Buying an older home

old houseMagnifying glass

It may seem like everything in modern life is about the latest and greatest, but sometimes you can't beat the charm and craftsmanship of something from the past. When it comes to purchasing a property, newer isn't always better, and at the end of the day, mortgage rates and home loans take a back seat when a buyer falls in love with a house. However, deciding on an older home means taking the property's unique characteristics into account. Older properties can present certain challenges not found in newly constructed homes, meaning home buyers need to fully understand what they're getting into.
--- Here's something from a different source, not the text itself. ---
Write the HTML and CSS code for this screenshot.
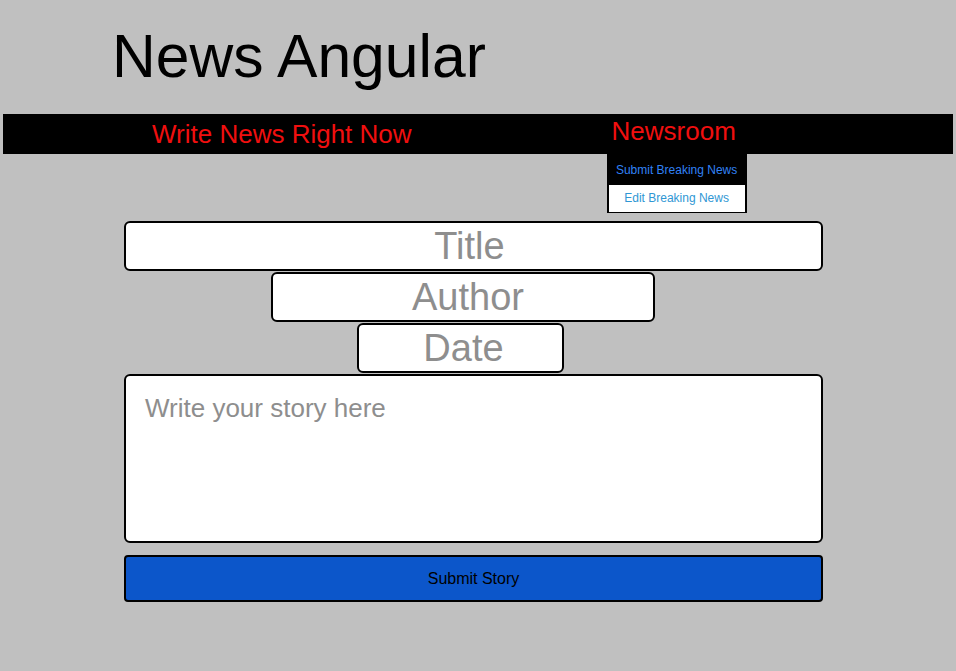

A solid foundation is vital to any property, and older homes may be more vulnerable to foundation issues. While the architecture or location of an older home may be what draws you to it, determining the condition of its foundation should be the No. 1 priority. Foundation problems are very costly to fix, so checking for signs of cracking or shifting is essential. Hiring a professional home inspector should be a part of any home buying process, but it's especially important for older homes, as they have the expertise necessary to find any problems with a property's foundation. If an older property does have foundation issues, it's probably in your best interest to move on.

After a home's foundation, the roof is the most important part of a home. It keeps the elements out and a home's inhabitants safe. An older home has likely had its roof repaired a number of times over the years, meaning different additions and materials. Home buyers should make sure the roof is in working condition and take any repair costs into account before deciding on a property.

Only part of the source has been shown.